* WORK TO COMPLETE:
Copy out each line of the listing that has the word "index" in it.
begin
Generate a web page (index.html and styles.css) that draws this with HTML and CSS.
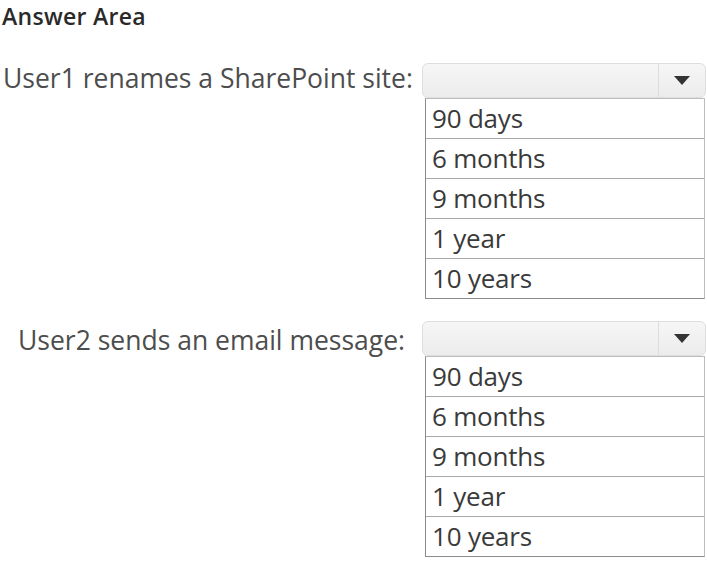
FILE: index.html
```html
<!DOCTYPE html>
<html lang="en">
<head>
  <meta charset="UTF-8" />
  <title>Answer Area</title>
  <link rel="stylesheet" href="styles.css">
</head>
<body>

<h1 class="title">Answer Area</h1>

<div class="question">
  <div class="question-label first">User1 renames a SharePoint site:</div>
  <div class="dropdown">
    <div class="select">
      <div class="select-value"></div>
      <div class="select-arrow"><span class="tri"></span></div>
    </div>
    <ul class="options">
      <li>90 days</li>
      <li>6 months</li>
      <li>9 months</li>
      <li>1 year</li>
      <li>10 years</li>
    </ul>
  </div>
</div>

<div class="question second-q">
  <div class="question-label second">User2 sends an email message:</div>
  <div class="dropdown">
    <div class="select">
      <div class="select-value"></div>
      <div class="select-arrow"><span class="tri"></span></div>
    </div>
    <ul class="options">
      <li>90 days</li>
      <li>6 months</li>
      <li>9 months</li>
      <li>1 year</li>
      <li>10 years</li>
    </ul>
  </div>
</div>

</body>
</html>
```

FILE: styles.css
```css
html, body {
  margin: 0;
  padding: 0;
  background: #fff;
  font-family: "Open Sans", "Noto Sans", sans-serif;
  color: #444;
}
.title {
  margin: 0;
  padding: 0 0 0 2px;
  height: 32px;
  line-height: 32px;
  font-size: 23px;
  font-weight: 600;
  color: #2a2a2a;
  letter-spacing: 0.3px;
}
.question {
  display: flex;
  align-items: flex-start;
  margin-top: 31px;
}
.second-q {
  margin-top: 22px;
}
.question-label {
  width: 422px;
  box-sizing: border-box;
  font-size: 26.5px;
  line-height: 35px;
  color: #4d4d4d;
  white-space: nowrap;
}
.question-label.first {
  padding-left: 3px;
  margin-top: -2px;
}
.question-label.second {
  padding-left: 18px;
  margin-top: 2px;
}
.dropdown {
  width: 284px;
}
.select {
  display: flex;
  height: 35px;
  box-sizing: border-box;
  border: 1px solid #dedede;
  border-radius: 6px;
  background: linear-gradient(#f6f6f6, #ececec);
}
.select-value {
  flex: 1;
}
.select-arrow {
  width: 46px;
  border-left: 1px solid #dcdcdc;
  display: flex;
  align-items: center;
  justify-content: center;
}
.tri {
  width: 0;
  height: 0;
  border-left: 8px solid transparent;
  border-right: 8px solid transparent;
  border-top: 9px solid #333;
}
.options {
  list-style: none;
  margin: 0 1px 0 3px;
  padding: 0;
  border: 1px solid #8c8c8c;
  border-top-color: #bdbdbd;
  border-right-color: #bdbdbd;
  background: #fff;
}
.options li {
  height: 39px;
  line-height: 39px;
  padding-left: 6px;
  font-size: 26px;
  color: #3a3a3a;
  border-bottom: 1px solid #a8a8a8;
  letter-spacing: -0.2px;
}
.options li:last-child {
  border-bottom: none;
}
```
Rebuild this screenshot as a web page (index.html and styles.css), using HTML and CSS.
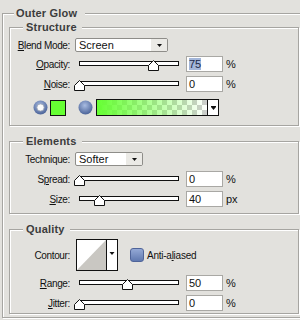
FILE: index.html
```html
<!DOCTYPE html>
<html lang="en">

<head>
  <meta charset="UTF-8">
  <title>Outer Glow</title>
  <link rel="stylesheet" href="styles.css">
</head>

<body>
  <fieldset class="group outer">
    <legend>Outer Glow</legend>

    <!-- Structure -->
    <fieldset class="group inner">
      <legend>Structure</legend>
      <div class="row first">
        <span class="lbl"><u>B</u>lend Mode:</span>
        <div class="select blend">
          <span class="val">Screen</span>
          <span class="btn"><svg width="5" height="3"><polygon points="0,0 5,0 2.5,3" fill="#111" /></svg></span>
        </div>
      </div>
      <div class="row">
        <span class="lbl"><u>O</u>pacity:</span>
        <div class="slider"><div class="track"><svg class="thumb" style="left: 75%" width="11" height="11"><polygon points="5.5,0.5 10.5,5.5 10.5,10.5 0.5,10.5 0.5,5.5" fill="#fff" stroke="#111" /></svg></div></div>
        <div class="num"><span class="hl">75</span></div>
        <span class="unit">%</span>
      </div>
      <div class="row">
        <span class="lbl"><u>N</u>oise:</span>
        <div class="slider"><div class="track"><svg class="thumb" style="left: 0%" width="11" height="11"><polygon points="5.5,0.5 10.5,5.5 10.5,10.5 0.5,10.5 0.5,5.5" fill="#fff" stroke="#111" /></svg></div></div>
        <div class="num">0</div>
        <span class="unit">%</span>
      </div>
      <div class="row colors">
        <svg class="radio" width="15" height="15">
          <defs>
            <radialGradient id="ball" cx="45%" cy="35%" r="65%">
              <stop offset="0" stop-color="#a9bce2" />
              <stop offset="1" stop-color="#4b6398" />
            </radialGradient>
          </defs>
          <circle cx="7.5" cy="7.5" r="7" fill="url(#ball)" />
          <circle cx="7.5" cy="7.5" r="3.6" fill="#fbfbfb" stroke="#9aa3b3" stroke-width="0.8" />
        </svg>
        <div class="swatch"></div>
        <svg class="radio second" width="15" height="15">
          <circle cx="7.5" cy="7.5" r="7" fill="url(#ball)" />
        </svg>
        <div class="grad">
          <div class="grad-fill"></div>
          <div class="grad-btn"><svg width="5" height="4"><rect x="0" y="0" width="5" height="1" fill="#111" /><polygon points="0,1 5,1 2.5,4" fill="#111" /></svg></div>
        </div>
      </div>
    </fieldset>

    <!-- Elements -->
    <fieldset class="group inner">
      <legend>Elements</legend>
      <div class="row first">
        <span class="lbl">Technique:</span>
        <div class="select technique">
          <span class="val">Softer</span>
          <span class="btn"><svg width="5" height="3"><polygon points="0,0 5,0 2.5,3" fill="#111" /></svg></span>
        </div>
      </div>
      <div class="row wide">
        <span class="lbl">S<u>p</u>read:</span>
        <div class="slider"><div class="track"><svg class="thumb" style="left: 0%" width="11" height="11"><polygon points="5.5,0.5 10.5,5.5 10.5,10.5 0.5,10.5 0.5,5.5" fill="#fff" stroke="#111" /></svg></div></div>
        <div class="num">0</div>
        <span class="unit">%</span>
      </div>
      <div class="row">
        <span class="lbl"><u>S</u>ize:</span>
        <div class="slider"><div class="track"><svg class="thumb" style="left: 20%" width="11" height="11"><polygon points="5.5,0.5 10.5,5.5 10.5,10.5 0.5,10.5 0.5,5.5" fill="#fff" stroke="#111" /></svg></div></div>
        <div class="num">40</div>
        <span class="unit">px</span>
      </div>
    </fieldset>

    <!-- Quality -->
    <fieldset class="group inner last">
      <legend>Quality</legend>
      <div class="row contour-row">
        <span class="lbl">Contour:</span>
        <svg class="contour" width="42" height="32">
          <rect x="0.5" y="0.5" width="41" height="31" fill="#fff" stroke="#111" />
          <polygon points="1,31 30,1 30,31" fill="#c9c7c2" />
          <line x1="30.5" y1="0" x2="30.5" y2="32" stroke="#111" />
          <polygon points="33.5,13 38.5,13 36,16" fill="#111" />
        </svg>
        <div class="check"></div>
        <span class="check-lbl">Anti-a<u>l</u>iased</span>
      </div>
      <div class="row">
        <span class="lbl"><u>R</u>ange:</span>
        <div class="slider"><div class="track"><svg class="thumb" style="left: 49%" width="11" height="11"><polygon points="5.5,0.5 10.5,5.5 10.5,10.5 0.5,10.5 0.5,5.5" fill="#fff" stroke="#111" /></svg></div></div>
        <div class="num">50</div>
        <span class="unit">%</span>
      </div>
      <div class="row">
        <span class="lbl"><u>J</u>itter:</span>
        <div class="slider"><div class="track"><svg class="thumb" style="left: 0%" width="11" height="11"><polygon points="5.5,0.5 10.5,5.5 10.5,10.5 0.5,10.5 0.5,5.5" fill="#fff" stroke="#111" /></svg></div></div>
        <div class="num">0</div>
        <span class="unit">%</span>
      </div>
    </fieldset>
  </fieldset>
</body>

</html>
```

FILE: styles.css
```css
html {
  overflow: hidden;
}

body {
  margin: 0;
  width: 300px;
  height: 320px;
  background-color: #e2e1dd;
  font-family: "Liberation Sans", Arial, sans-serif;
  font-size: 10px;
  color: #111;
}

/* Рамки групп */
.group {
  margin: 0;
  padding: 0;
  border: 1px solid #a6a5a1;
  box-shadow: inset 1px 1px 0 #fff, 1px 1px 0 #fff;
  min-width: 0;
}

.group > legend {
  font-size: 11px;
  font-weight: bold;
  line-height: 13px;
  letter-spacing: 0.2px;
  color: #3c3c3c;
  background-color: #e2e1dd;
}

/* Внешняя рамка уходит за правый край */
.outer {
  margin: 7px 0 0 2px;
  padding: 1px 0 3px 6px;
  border-right: none;
}

.outer > legend {
  margin-left: 5px;
  padding: 0 8px 0 2px;
}

.inner {
  box-sizing: border-box;
  width: 290px;
  padding: 0 0 6px 0;
}

.inner + .inner {
  margin-top: 9px;
}

.inner > legend {
  margin-left: 13px;
  padding: 0 5px 0 3px;
}

.inner:first-of-type {
  padding-bottom: 9px;
}

.inner.last {
  padding-bottom: 2px;
}

/* Строки */
.row {
  display: flex;
  align-items: center;
  height: 16px;
  margin-top: 4px;
}

.row.first {
  height: 14px;
}

.row.wide {
  margin-top: 5px;
}

.lbl {
  flex: none;
  width: 60px;
  margin-right: 5px;
  text-align: right;
  white-space: nowrap;
  letter-spacing: -0.35px;
}

u {
  text-underline-offset: 1px;
}

/* Выпадающие списки */
.select {
  display: flex;
  box-sizing: border-box;
  height: 14px;
  border: 1px solid #8e8d89;
  border-radius: 2px;
  background-color: #fff;
  overflow: hidden;
}

.select.blend {
  width: 93px;
}

.select.technique {
  width: 68px;
}

.select .val {
  flex: 1;
  padding-left: 3px;
  font-size: 11px;
  line-height: 12px;
}

.select .btn {
  display: flex;
  align-items: center;
  justify-content: center;
  width: 16px;
  background-color: #ebeae6;
}

/* Ползунки */
.slider {
  flex: none;
  width: 108px;
  height: 16px;
}

.track {
  position: relative;
  box-sizing: border-box;
  height: 5px;
  margin: 5px 4px 0;
  border: 1px solid #111;
  background-color: #fff;
}

.thumb {
  position: absolute;
  top: -2px;
  margin-left: -6px;
  display: block;
}

/* Поля ввода */
.num {
  flex: none;
  box-sizing: border-box;
  width: 37px;
  height: 16px;
  margin-left: 3px;
  padding-left: 2px;
  border: 1px solid #a9a8a4;
  background-color: #fff;
  font-size: 11px;
  line-height: 14px;
}

.hl {
  background-color: #a3b6d9;
  color: #1b2a4a;
}

.unit {
  margin-left: 3px;
  font-size: 11px;
}

/* Цвет свечения */
.row.colors {
  height: 17px;
  margin-top: 7px;
  padding-left: 23px;
}

.radio {
  display: block;
  flex: none;
}

.radio.second {
  margin-left: 12px;
}

.swatch {
  box-sizing: border-box;
  width: 16px;
  height: 16px;
  margin-left: 2px;
  border: 1px solid #111;
  background-color: #66ff33;
}

.grad {
  display: flex;
  box-sizing: border-box;
  width: 123px;
  height: 17px;
  margin-left: 3px;
  border: 1px solid #111;
}

.grad-fill {
  flex: 1;
  background-color: #fff;
  background-image:
    linear-gradient(to right, #66ff33, rgba(102, 255, 51, 0)),
    linear-gradient(45deg, #cdcdcd 25%, transparent 25%, transparent 75%, #cdcdcd 75%),
    linear-gradient(45deg, #cdcdcd 25%, transparent 25%, transparent 75%, #cdcdcd 75%);
  background-size: 100% 100%, 10px 10px, 10px 10px;
  background-position: 0 0, 0 0, 5px 5px;
}

.grad-btn {
  display: flex;
  align-items: center;
  justify-content: center;
  width: 10px;
  border-left: 1px solid #111;
  background-color: #fff;
}

/* Качество */
.row.contour-row {
  height: 32px;
  margin-top: 3px;
}

.contour {
  display: block;
  margin-left: 1px;
}

.check {
  box-sizing: border-box;
  width: 14px;
  height: 14px;
  margin-left: 12px;
  border: 1px solid #4f6499;
  border-radius: 3px;
  background: linear-gradient(#94a9d6, #6079b0);
}

.check-lbl {
  margin-left: 3px;
  letter-spacing: -0.25px;
}
```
end
* THE SOLUTION:
Generate a web page (index.html and styles.css) that draws this with HTML and CSS.
FILE: index.html
Rebuild this screenshot as a web page (index.html and styles.css), using HTML and CSS.
FILE: index.html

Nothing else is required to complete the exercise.